• [Aim of the task] Copy out every record below exactly as written, but leave out any pictures.

Stored items
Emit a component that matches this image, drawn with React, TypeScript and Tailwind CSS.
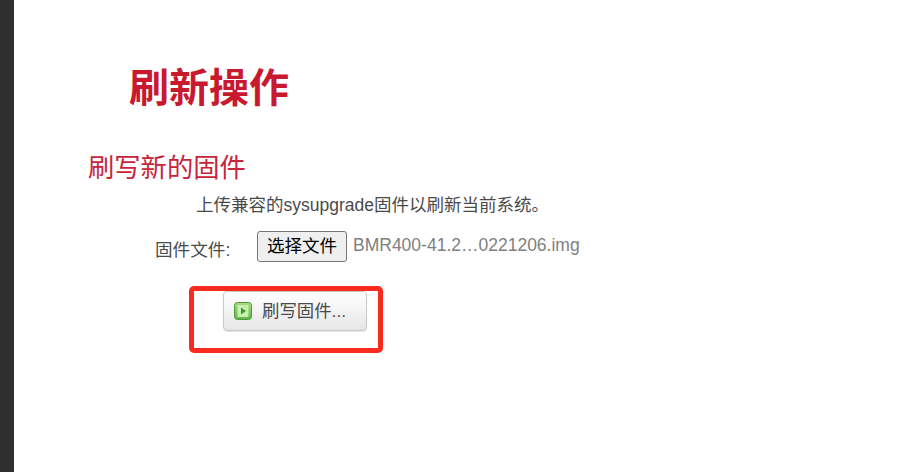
const cjk = "font-['Liberation_Sans','Noto_Sans_CJK_SC',sans-serif]";

function PlayIcon() {
  return (
    <svg width="18" height="18" viewBox="0 0 18 18" className="shrink-0">
      <defs>
        <linearGradient id="playBg" x1="0" y1="0" x2="0" y2="1">
          <stop offset="0" stopColor="#a9dc7c" />
          <stop offset="1" stopColor="#5fb548" />
        </linearGradient>
      </defs>
      <rect x="0.5" y="0.5" width="17" height="17" rx="3" fill="url(#playBg)" stroke="#4c9a3a" />
      <rect x="3.5" y="3" width="11" height="12" rx="1" fill="#c8eeb0" />
      <path d="M7 5.5 L12 9 L7 12.5 Z" fill="#3f9a35" />
    </svg>
  );
}

export default function App() {
  return (
    <div className={`flex h-[472px] w-[918px] overflow-hidden bg-white ${cjk}`}>
      {/* dark edge of the window */}
      <div className="w-[14px] shrink-0 bg-[#2f2f2f]" />

      <div className="flex-1 pl-[74px]">
        <h1 className="ml-[41px] mt-[65px] text-[40px] font-bold leading-[46px] text-[#c9192e]">刷新操作</h1>

        <h2 className="mt-[41px] text-[26.3px] font-normal leading-[32px] text-[#c9243a]">刷写新的固件</h2>

        <p className="ml-[108px] mt-[9px] text-[17.5px] leading-[24px] text-[#4a4a4a]">
          上传兼容的sysupgrade固件以刷新当前系统。
        </p>

        <div className="ml-[67px] mt-[14px] flex items-start">
          <span className="mt-[7px] w-[102px] text-[17.6px] leading-[24px] text-[#4a4a4a]">固件文件:</span>
          <span className="flex h-[31px] w-[90px] items-center justify-center rounded-[3px] border border-[#767676] bg-[#efefef] text-[17.5px] text-black">
            选择文件
          </span>
          <span className="ml-[6px] mt-[2px] text-[17.5px] leading-[24px] text-[#808080]">BMR400-41.2…0221206.img</span>
        </div>

        {/* red box drawn over the screenshot */}
        <div className="ml-[101px] mt-[24px] h-[67px] w-[194px] rounded-[5px] border-[5px] border-[#fb2a1e] pl-[29px]">
          <div className="flex h-[40px] w-[144px] items-center gap-[10px] rounded-[4px] border border-[#c8c8c8] bg-gradient-to-b from-white to-[#e6e6e6] pl-[10px] shadow-[0_1px_1px_rgba(0,0,0,0.1)]">
            <PlayIcon />
            <span className="text-[17.4px] text-[#4a4a4a]">刷写固件...</span>
          </div>
        </div>
      </div>
    </div>
  );
}
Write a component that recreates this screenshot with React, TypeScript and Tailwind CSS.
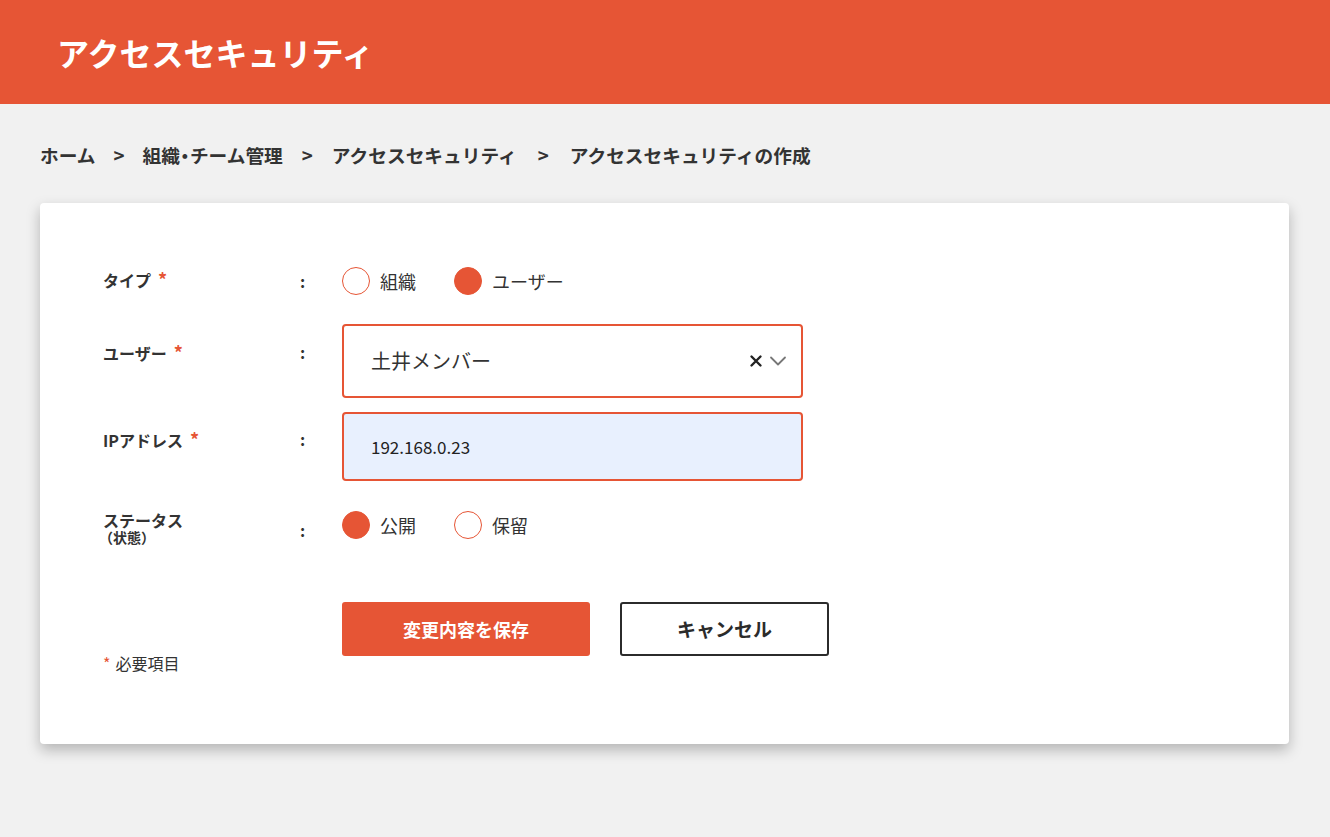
import React from "react";

function Radio({ checked, label }: { checked: boolean; label: string }) {
  return (
    <div className="flex items-center gap-[10px]">
      <span
        className={
          checked
            ? "w-[28px] h-[28px] rounded-full bg-[#e65535] border border-[#e65535]"
            : "w-[28px] h-[28px] rounded-full bg-white border border-[#e65535]"
        }
      />
      <span className="text-[18px] text-[#333] leading-[28px]">{label}</span>
    </div>
  );
}

function Label({ text }: { text: string }) {
  return (
    <span className="text-[16px] font-bold text-[#333] leading-[24px]">
      {text}
      <span className="text-[#e65535] ml-[7px] text-[18px] font-bold">*</span>
    </span>
  );
}

export default function App() {
  return (
    <div
      className="w-[1330px] h-[837px] bg-[#f1f1f1] overflow-hidden"
      style={{ fontFamily: '"Noto Sans CJK JP", "Noto Sans", sans-serif' }}
    >
      <header className="h-[104px] bg-[#e65535] flex items-center pl-[57px]">
        <h1 className="text-[32px] font-bold text-white leading-none">アクセスセキュリティ</h1>
      </header>

      <nav className="flex items-center pl-[40px] mt-[39px] h-[24px] text-[18.7px] font-bold text-[#333]">
        <span>ホーム</span>
        <span className="mx-[18px]">&gt;</span>
        <span className="flex items-center">
          <span>組織</span>
          <span className="inline-flex justify-center w-[10px] overflow-visible">・</span>
          <span>チーム管理</span>
        </span>
        <span className="mx-[19px]">&gt;</span>
        <span>アクセスセキュリティ</span>
        <span className="mx-[21px]">&gt;</span>
        <span>アクセスセキュリティの作成</span>
      </nav>

      <main className="mx-[40px] mt-[36px] w-[1249px] h-[541px] bg-white rounded-[4px] shadow-[0_6px_14px_rgba(0,0,0,0.25)] pl-[63px] pt-[58px]">
        {/* Type */}
        <div className="flex items-center h-[40px]">
          <div className="w-[197px] -mt-[4px]">
            <Label text="タイプ" />
          </div>
          <div className="w-[42px] font-bold text-[16px] text-[#333]">:</div>
          <div className="flex items-center gap-[38px]">
            <Radio checked={false} label="組織" />
            <Radio checked={true} label="ユーザー" />
          </div>
        </div>

        {/* User */}
        <div className="flex items-start mt-[23px]">
          <div className="w-[197px] pt-[16px]">
            <Label text="ユーザー" />
          </div>
          <div className="w-[42px] pt-[16px] font-bold text-[16px] leading-[24px] text-[#333]">:</div>
          <div className="w-[461px] h-[74px] border-2 border-[#e65535] rounded-[4px] flex items-center pl-[27px] pr-[14px]">
            <span className="flex-1 text-[20px] text-[#333]">土井メンバー</span>
            <svg width="14" height="14" viewBox="0 0 14 14" className="mr-[6px]">
              <path d="M2.5 2.5 L11.5 11.5 M11.5 2.5 L2.5 11.5" stroke="#222" strokeWidth="2.4" strokeLinecap="round" />
            </svg>
            <svg width="18" height="12" viewBox="0 0 18 12">
              <path d="M2 2.5 L9 9.5 L16 2.5" stroke="#777" strokeWidth="1.8" fill="none" strokeLinecap="round" strokeLinejoin="round" />
            </svg>
          </div>
        </div>

        {/* IP */}
        <div className="flex items-start mt-[14px]">
          <div className="w-[197px] pt-[15px]">
            <Label text="IPアドレス" />
          </div>
          <div className="w-[42px] pt-[15px] font-bold text-[16px] leading-[24px] text-[#333]">:</div>
          <div className="w-[461px] h-[69px] border-2 border-[#e65535] rounded-[4px] bg-[#e8f0fe] flex items-center pl-[27px]">
            <span className="text-[17px] text-[#222]">192.168.0.23</span>
          </div>
        </div>

        {/* Status */}
        <div className="flex items-center mt-[30px] h-[28px]">
          <div className="w-[197px] flex flex-col pt-[6px]">
            <span className="text-[16px] font-bold text-[#333] leading-[18px]">ステータス</span>
            <span className="text-[14px] font-bold text-[#333] leading-[17px] -ml-[4px]">（状態）</span>
          </div>
          <div className="w-[42px] font-bold text-[16px] text-[#333] pt-[10px]">:</div>
          <div className="flex items-center gap-[38px]">
            <Radio checked={true} label="公開" />
            <Radio checked={false} label="保留" />
          </div>
        </div>

        {/* Buttons */}
        <div className="flex items-start mt-[63px]">
          <div className="w-[239px] pt-[51px] text-[16px] leading-[20px] text-[#333]">
            <span className="text-[#e65535] mr-[5px]">*</span>必要項目
          </div>
          <button className="w-[248px] h-[54px] bg-[#e65535] rounded-[3px] text-white font-bold text-[18px]">
            変更内容を保存
          </button>
          <button className="ml-[30px] w-[209px] h-[54px] bg-white border-2 border-[#2b2b2b] rounded-[3px] text-[#2b2b2b] font-bold text-[19px]">
            キャンセル
          </button>
        </div>
      </main>
    </div>
  );
}
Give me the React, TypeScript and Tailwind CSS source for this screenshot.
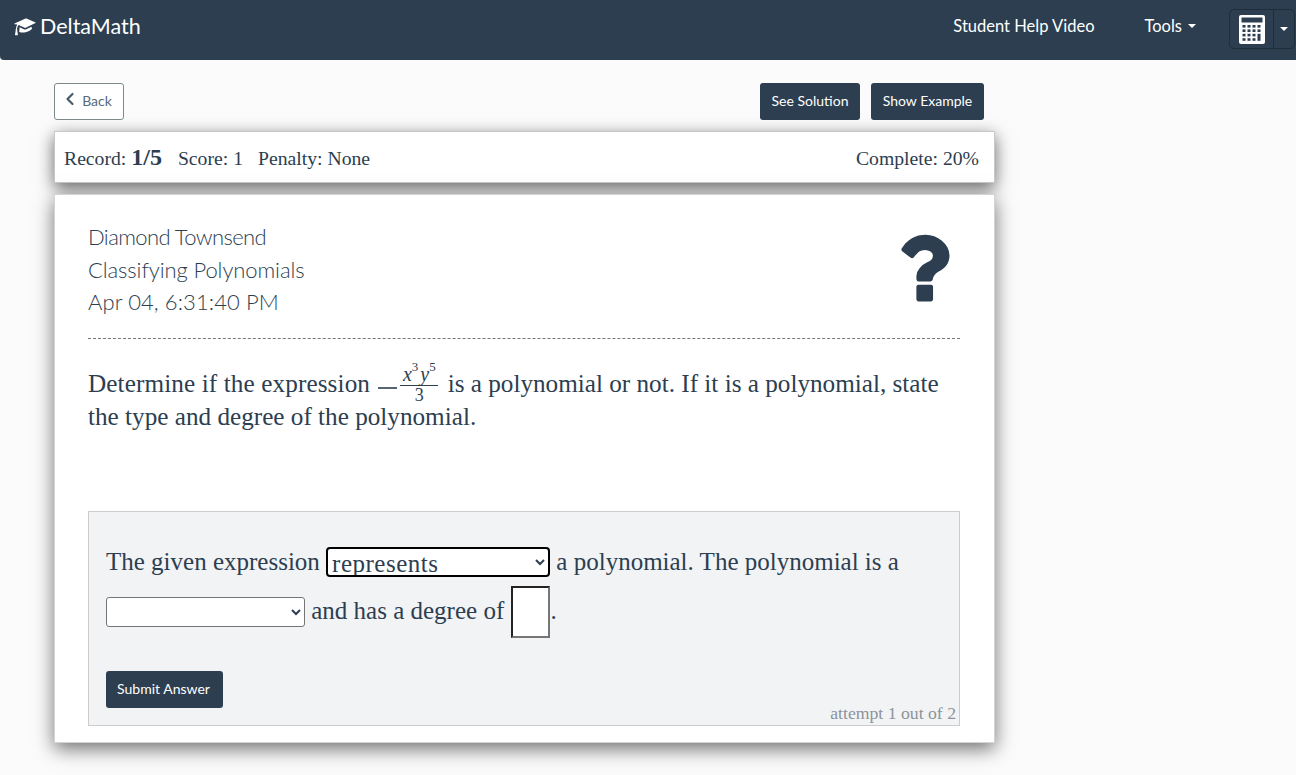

• [Exercise output]
Emit a component that matches this image, drawn with React, TypeScript and Tailwind CSS.
const cjk = "font-['Liberation_Sans','Noto_Sans_CJK_SC',sans-serif]";

function PlayIcon() {
  return (
    <svg width="18" height="18" viewBox="0 0 18 18" className="shrink-0">
      <defs>
        <linearGradient id="playBg" x1="0" y1="0" x2="0" y2="1">
          <stop offset="0" stopColor="#a9dc7c" />
          <stop offset="1" stopColor="#5fb548" />
        </linearGradient>
      </defs>
      <rect x="0.5" y="0.5" width="17" height="17" rx="3" fill="url(#playBg)" stroke="#4c9a3a" />
      <rect x="3.5" y="3" width="11" height="12" rx="1" fill="#c8eeb0" />
      <path d="M7 5.5 L12 9 L7 12.5 Z" fill="#3f9a35" />
    </svg>
  );
}

export default function App() {
  return (
    <div className={`flex h-[472px] w-[918px] overflow-hidden bg-white ${cjk}`}>
      {/* dark edge of the window */}
      <div className="w-[14px] shrink-0 bg-[#2f2f2f]" />

      <div className="flex-1 pl-[74px]">
        <h1 className="ml-[41px] mt-[65px] text-[40px] font-bold leading-[46px] text-[#c9192e]">刷新操作</h1>

        <h2 className="mt-[41px] text-[26.3px] font-normal leading-[32px] text-[#c9243a]">刷写新的固件</h2>

        <p className="ml-[108px] mt-[9px] text-[17.5px] leading-[24px] text-[#4a4a4a]">
          上传兼容的sysupgrade固件以刷新当前系统。
        </p>

        <div className="ml-[67px] mt-[14px] flex items-start">
          <span className="mt-[7px] w-[102px] text-[17.6px] leading-[24px] text-[#4a4a4a]">固件文件:</span>
          <span className="flex h-[31px] w-[90px] items-center justify-center rounded-[3px] border border-[#767676] bg-[#efefef] text-[17.5px] text-black">
            选择文件
          </span>
          <span className="ml-[6px] mt-[2px] text-[17.5px] leading-[24px] text-[#808080]">BMR400-41.2…0221206.img</span>
        </div>

        {/* red box drawn over the screenshot */}
        <div className="ml-[101px] mt-[24px] h-[67px] w-[194px] rounded-[5px] border-[5px] border-[#fb2a1e] pl-[29px]">
          <div className="flex h-[40px] w-[144px] items-center gap-[10px] rounded-[4px] border border-[#c8c8c8] bg-gradient-to-b from-white to-[#e6e6e6] pl-[10px] shadow-[0_1px_1px_rgba(0,0,0,0.1)]">
            <PlayIcon />
            <span className="text-[17.4px] text-[#4a4a4a]">刷写固件...</span>
          </div>
        </div>
      </div>
    </div>
  );
}
Write a component that recreates this screenshot with React, TypeScript and Tailwind CSS.
import React from "react";

function Radio({ checked, label }: { checked: boolean; label: string }) {
  return (
    <div className="flex items-center gap-[10px]">
      <span
        className={
          checked
            ? "w-[28px] h-[28px] rounded-full bg-[#e65535] border border-[#e65535]"
            : "w-[28px] h-[28px] rounded-full bg-white border border-[#e65535]"
        }
      />
      <span className="text-[18px] text-[#333] leading-[28px]">{label}</span>
    </div>
  );
}

function Label({ text }: { text: string }) {
  return (
    <span className="text-[16px] font-bold text-[#333] leading-[24px]">
      {text}
      <span className="text-[#e65535] ml-[7px] text-[18px] font-bold">*</span>
    </span>
  );
}

export default function App() {
  return (
    <div
      className="w-[1330px] h-[837px] bg-[#f1f1f1] overflow-hidden"
      style={{ fontFamily: '"Noto Sans CJK JP", "Noto Sans", sans-serif' }}
    >
      <header className="h-[104px] bg-[#e65535] flex items-center pl-[57px]">
        <h1 className="text-[32px] font-bold text-white leading-none">アクセスセキュリティ</h1>
      </header>

      <nav className="flex items-center pl-[40px] mt-[39px] h-[24px] text-[18.7px] font-bold text-[#333]">
        <span>ホーム</span>
        <span className="mx-[18px]">&gt;</span>
        <span className="flex items-center">
          <span>組織</span>
          <span className="inline-flex justify-center w-[10px] overflow-visible">・</span>
          <span>チーム管理</span>
        </span>
        <span className="mx-[19px]">&gt;</span>
        <span>アクセスセキュリティ</span>
        <span className="mx-[21px]">&gt;</span>
        <span>アクセスセキュリティの作成</span>
      </nav>

      <main className="mx-[40px] mt-[36px] w-[1249px] h-[541px] bg-white rounded-[4px] shadow-[0_6px_14px_rgba(0,0,0,0.25)] pl-[63px] pt-[58px]">
        {/* Type */}
        <div className="flex items-center h-[40px]">
          <div className="w-[197px] -mt-[4px]">
            <Label text="タイプ" />
          </div>
          <div className="w-[42px] font-bold text-[16px] text-[#333]">:</div>
          <div className="flex items-center gap-[38px]">
            <Radio checked={false} label="組織" />
            <Radio checked={true} label="ユーザー" />
          </div>
        </div>

        {/* User */}
        <div className="flex items-start mt-[23px]">
          <div className="w-[197px] pt-[16px]">
            <Label text="ユーザー" />
          </div>
          <div className="w-[42px] pt-[16px] font-bold text-[16px] leading-[24px] text-[#333]">:</div>
          <div className="w-[461px] h-[74px] border-2 border-[#e65535] rounded-[4px] flex items-center pl-[27px] pr-[14px]">
            <span className="flex-1 text-[20px] text-[#333]">土井メンバー</span>
            <svg width="14" height="14" viewBox="0 0 14 14" className="mr-[6px]">
              <path d="M2.5 2.5 L11.5 11.5 M11.5 2.5 L2.5 11.5" stroke="#222" strokeWidth="2.4" strokeLinecap="round" />
            </svg>
            <svg width="18" height="12" viewBox="0 0 18 12">
              <path d="M2 2.5 L9 9.5 L16 2.5" stroke="#777" strokeWidth="1.8" fill="none" strokeLinecap="round" strokeLinejoin="round" />
            </svg>
          </div>
        </div>

        {/* IP */}
        <div className="flex items-start mt-[14px]">
          <div className="w-[197px] pt-[15px]">
            <Label text="IPアドレス" />
          </div>
          <div className="w-[42px] pt-[15px] font-bold text-[16px] leading-[24px] text-[#333]">:</div>
          <div className="w-[461px] h-[69px] border-2 border-[#e65535] rounded-[4px] bg-[#e8f0fe] flex items-center pl-[27px]">
            <span className="text-[17px] text-[#222]">192.168.0.23</span>
          </div>
        </div>

        {/* Status */}
        <div className="flex items-center mt-[30px] h-[28px]">
          <div className="w-[197px] flex flex-col pt-[6px]">
            <span className="text-[16px] font-bold text-[#333] leading-[18px]">ステータス</span>
            <span className="text-[14px] font-bold text-[#333] leading-[17px] -ml-[4px]">（状態）</span>
          </div>
          <div className="w-[42px] font-bold text-[16px] text-[#333] pt-[10px]">:</div>
          <div className="flex items-center gap-[38px]">
            <Radio checked={true} label="公開" />
            <Radio checked={false} label="保留" />
          </div>
        </div>

        {/* Buttons */}
        <div className="flex items-start mt-[63px]">
          <div className="w-[239px] pt-[51px] text-[16px] leading-[20px] text-[#333]">
            <span className="text-[#e65535] mr-[5px]">*</span>必要項目
          </div>
          <button className="w-[248px] h-[54px] bg-[#e65535] rounded-[3px] text-white font-bold text-[18px]">
            変更内容を保存
          </button>
          <button className="ml-[30px] w-[209px] h-[54px] bg-white border-2 border-[#2b2b2b] rounded-[3px] text-[#2b2b2b] font-bold text-[19px]">
            キャンセル
          </button>
        </div>
      </main>
    </div>
  );
}
Give me the React, TypeScript and Tailwind CSS source for this screenshot.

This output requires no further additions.